Major personalities were considered to have been co-opted or even full-on paid shills. If 90% of what they said was true, the other 10% would either be so wrong as to invalidate any thinking person’s ability to believe anything of what they said (Flat Earthers) or, that their public mea culpas (Sandy Hook) could persuade others to admit they were wrong about the whole saga. The whole concept of namecalling someone a “conspiracy theorist” came from these very same bad guys as a way to cast doubt on anyone questioning the official conclusion certified by board of important people who are all their friends and in on the scam.
Shills will shill. True patriots fought their BS, working all hours on Twitter, especially, to help spread the word. New communities were built, conference calls for planning meetings about the next week’s meme theme, all brought thousands of people together to support Q.
The Q Train was a way to post copies of these messages with the handles of dozens of fellow patriots to help get a message moving and allow others to grow their followings.
Making it more difficult was the “shadowbanning” – when Twitter would limit other users from seeing your retweets and limiting the reach of your posts, or when Google would drop websites from the top pages of search. It worked, sort of, but if you are reading this now, then the truth is out!

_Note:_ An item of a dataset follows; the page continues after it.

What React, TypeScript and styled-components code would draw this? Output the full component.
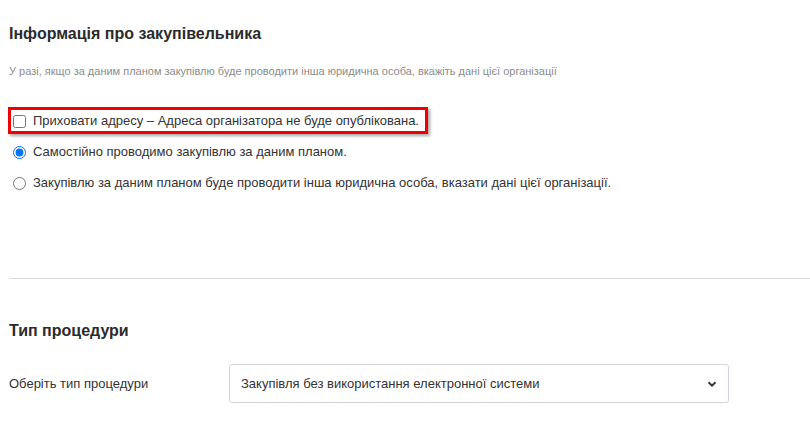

One of the final posts Q before the start of “The Storm” — it’s an upside down gun, is the clue to the coup de gras.
For ten days, Q was quiet, but a new voice emerged @EyeTheSpy, an anonymous NSA intelligence tech who said, on his own account, he felt like joining Twitter to answer direct Q&A about the secrets to which he was privy.
His direct, and profanity-laced answers, endeared him to many in their shared hatred of The Cabal, frustrated with the slow-pace of The Plan — many people have been calling in vein for the end to the evil doers for many years and even decades. They enamored of his quick response to doxxing clowns and harassing lying elite.

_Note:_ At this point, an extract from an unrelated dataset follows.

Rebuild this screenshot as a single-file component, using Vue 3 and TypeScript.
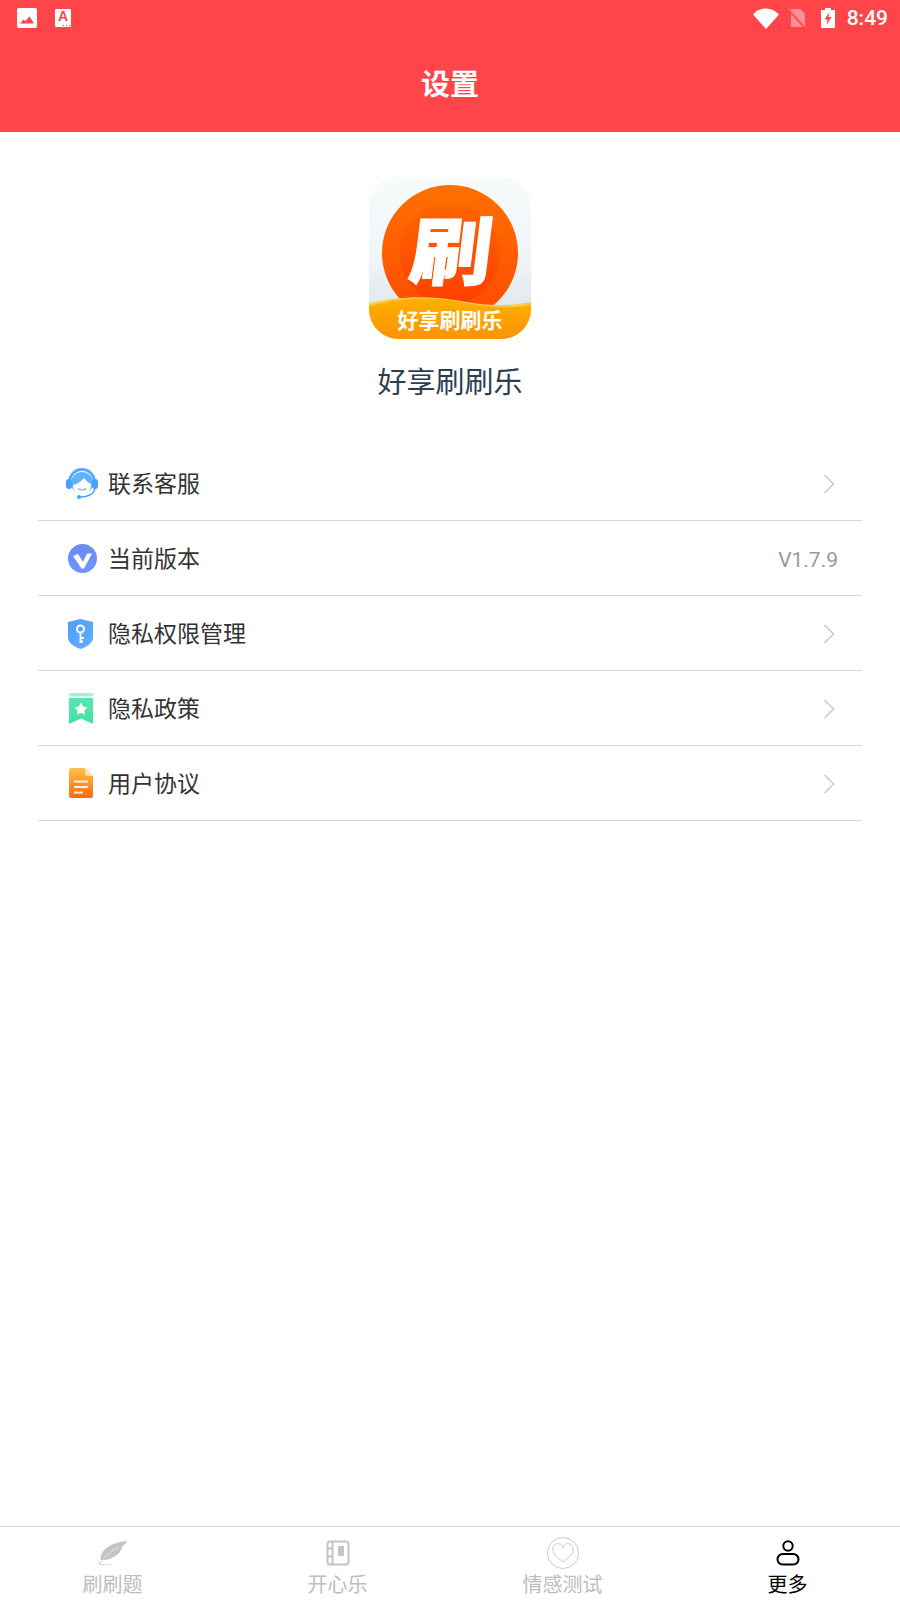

In two weeks, his account grew to 24,000 followers.
As Trumpy started his day with Kim, this voice changes his avatar, background and name and becomes Cheshire Cat. In the “Alice in Wonderland” allusions running through Q posts — we’re talking about the White Rabbit as Julian Assange and Wonderland both this alternate reality where every politician, billionaire and celebrity is part of a secret death cult that controls the world.
But who is the Cheshire Car? How dare this guy throw another character at us out of the blue? And who changes nome de guerre in the middle of the war?
(But, wait? Who is this anonymous NSA guy, really? Is this CIA? Is this Snowden behind the curtain? Is this Assange? Not knowing makes you want to know more!)
Maybe it’s the same guy changing costumes for the second act of our middle school play? I hoped so, as I liked the techie spy f*ckwit, his term for argumentative trolls.
My favorite thing were “concern trolls” — who start like this, “Why Spy I do agree wholeheartedly with your bravery and service, but I’m concerned your missing” the point of view of some X Y Z disinfo, disinfo, disinfo…” Then he would say “lop off their heads” and block them. I personally like having idiots come at me — I like to see the wholes in their arguments, but I ignore and pump out more infuriating stuff!
All good things come to an end – after three weeks, NSA guy had gone from EyeTheSpy to CheshireCat to NKSummit and back again before going on about Lucifer and alien planets, and, poof, his account was gone.
Everyone could be pretend. He came back and said he was hacked and was sorry for pinning all the BOOMS in the first week of The Storm when it looks it’s finally coming down hard a month.
I dunno. All the skulduggery gets a bit tiring, but the effort is worth it. By now hundreds of thousands have had access to original documents and were able to research their connections on their own to come to the conclusion that we’re sharing here.
The backbone of a totally new version of history was passed to the public, arming teachers to help their neighbors with historical facts and insider info laid out in these posts by Q.